After crisis, Ivory Coast still edgy

Thursday, 20 Americans were flown out, while some 700 foreigners still seek to be evacuated.

Now comes the hard part.

Even as some 20 Americans flew out of here on a US C-130 cargo plane Thursday following a week trapped at a missionary school in Bouaké, the government is looking to resolve long-standing religious and ethnic tensions that have bubbled to the surface.

This is a country on edge.

At a makeshift barricade of logs and old furniture at the edge of Yamoussoukro, Ivory Coast's forlorn capital, jittery, beret-clad government soldiers clutch AK-47s and M-16s. Men and women file slowly off buses and out of cars and are patted down, their luggage searched for weapons.

Suddenly, shots. Heads snap and guns raise. But it is only a careless soldier who has let his weapon discharge. His superior officer, a tiny, helmeted man in green army fatigues, berates him. Citizens are anxious to get home before the 8 p.m. military curfew.

French troops took 191 American, Canadian, and Dutch students and faculty from the International Christian Academy to safety Wednesday. There are still an estimated 700 foreigners are looking to leave the besieged town, according to the French defense minister. The French military say that roads from Bouaké are now clear, and rebels agreed Thursday to a two-day cease-fire allowing the French to remove all foreign nationals.

But French and American troops, which are helping to facilitate the evacuation, are not expected to stay on to pick up the pieces after their nationals have been lifted out.
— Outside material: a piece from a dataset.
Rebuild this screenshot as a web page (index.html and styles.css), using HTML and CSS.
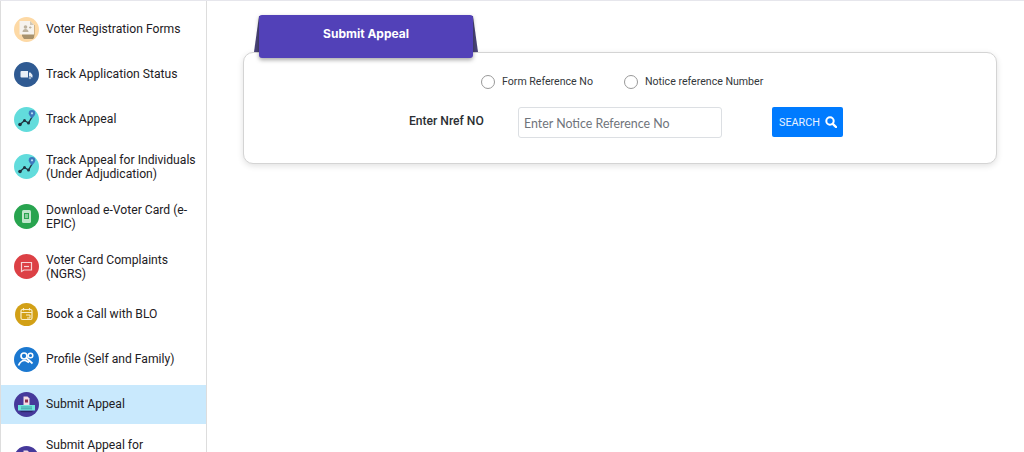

Long-standing ethnic tensions are believed to be at the heart of an alleged attempted coup by dissident soldiers that has left as many as 350 people dead. A Muslim-Christian faultline, similar to those found in other postcolonial African nations such as Nigeria and Sudan, cuts through Ivory Coast.

"The thing that's really worrying is the growing xenophobia towards people who have been in the country for a long time," says Richard Cornwall, senior researcher at the Institute for Security Studies in Johannesburg, South Africa. "It's been growing for about the last 10 years since ... the economy went into decline."

For four decades, this former French colony was an oasis of calm in a region wracked by violence and ruled by dictators. While rebels in nearby Sierra Leone mutilated suspected opponents, and cities in Liberia changed hands between the government and rebels, cafes in the port city of Abidjan served up warm croissants and French espresso to the city's cosmopolitan citizens.

But rivalries were simmering just below the surface. The north is largely Muslim, and the south, which has controlled the central government for most of the country's intendance, is primarily Christian. Over the past three years, the Ivory Coast has had several coup attempts – including last week's unsuccessful one – and a disputed election that ended in violence.

For the first 35 years after independence, the Ivory Coast, one of the continent's most cosmopolitan and pro-European countries, was ruled by a benevolent dictator, Félix Houphouët-Boigny, who had close ties to France. He died in 1990.

During the reign of Mr. Houphouët-Boigny, ethnic rivalries were repressed. He was a Christian, but from the northern town of Yamoussoukro, then little more than one of many tiny villages cut into Ivory Coast's semitropical forest. Yamoussoukro is dominated by a gigantic white basilica, one of the world's largest. It dwarfs a small mosque nearby – a visual symbol of the country's power structure.

On Christmas Eve 1999, a military coup toppled the 39-year rule of Houphouët-Boigny's party and put military leader Robert Guei in power. Abidjan still bears the scars of that uprising.

Within a year, however, elections changed the balance of power again. Guei – who was killed execution-style by paramilitaries with his family last week – claimed victory. But a popular uprising forced him to hand power to Mr. Gbagbo, a member of Houphouët-Boigny's party.

Discontent from that period still lingers between government supporters – Christians from the south – and supporters of the main opposition leader, Alassane Outtara, a northern Muslim, who was excluded from the election.

The specific cause of the violence over the past week is disputed. The government says that it was begun by 700 disgruntled troops angry at their coming demobilization. They are said to have been dismissed because they were still loyal to Guei.

Mr. Outtara, who has taken refuge in the French embassy, claims the coup was sparked by the government as an excuse to crack down supporters of his party. He says there were attempts on his life by the government and that Guei's death was a government-led assassination.

Rebel troops were driven from Abidjan within 12 hours of the start of the fighting. They fled to Bouaké and Korhogo – two primarily Muslim cities in the North – which are still seeing sporadic violence.

Students and faculty at the International Missionary School were trapped when the fighting began.

"We were hunkered down for seven days, fuel and water running low," says Michel Cousineau, business manager and security chief at the school. "So when the French arrived, we were delighted to see them."

Students have been kept from speaking to the press, and immediate plans for the school are unclear.

Immigrants and foreign powers, particularly Muslim neighbor Burkino Faso, as well as Mali and Liberia, are blamed for the violence.

"The rebels are not popular," says Didier Kouadeo as he cuts the grass outside the Yamoussoukro airport. "People think that a lot of them are foreigners who've come here for jobs."